There have been calls from various stakeholders of the IGF for the event to produce “outcomes”.   Some groups desire some documented view or consensus in order to derive value from and therefore support the continuation of the IGF whose mandate from the UN General Assembly expires next year. In response to such calls, there has been much debate, but also much response. The Multi-stakeholder Advisory Group (MAG) – the group responsible for organizing the IGF – is constantly evolving the program. This year the IGF included best practices forums with the idea that they could focus on areas for capacity building and more easily capture outputs and consensus.

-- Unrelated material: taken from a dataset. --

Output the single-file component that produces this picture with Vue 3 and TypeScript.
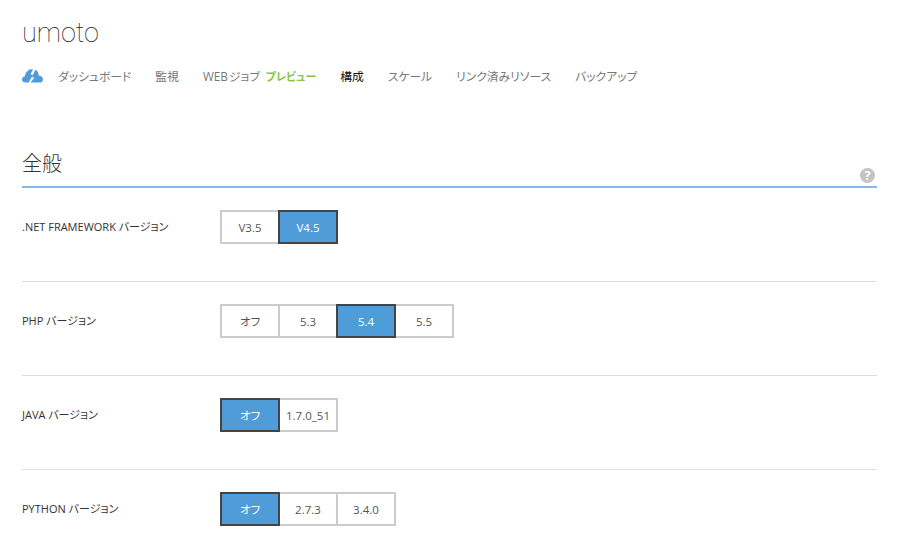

Additionally, a grassroots effort has produced a letter to the UN General Assembly, that is open for signature until November 1st by any and all IGF participants (and presumably beyond), calling for an extension of the IGF and more stable financial support and plans.

As part of growing up, it is reasonable for the community to expect the IGF to both evolve with the environment and issues and to respond to concerns from different stakeholder groups. I think the IGF – through the MAG and the broader community – is doing both. But we should be careful not to start down a slippery slope toward a meeting that has an end state long before it ever begins, regardless of whether the end state is binding (ITU Plenipotentiary) or not (NetMundial principles). Calls for formal intercessional work beyond the work of the MAG and the regional and national IGF meetings of which there are more than 30, are very concerning. There is a wealth of opportunity to get behind closed doors and negotiate carefully worded statements of one kind or another. Those meetings are very different experiences than any of the nine IGFs that have been held since the conclusion of the World Summit on the Information Society (WSIS). Lets evolve the IGF to keep growing up with the community it serves. Lets give the IGF a stable charter and financing so we are not so frequently distracted by concerns regarding about it's sustainability. Lets get back to soaking up content, meeting new people and fostering the dialogue between the many necessary stakeholders of the Internet’s future.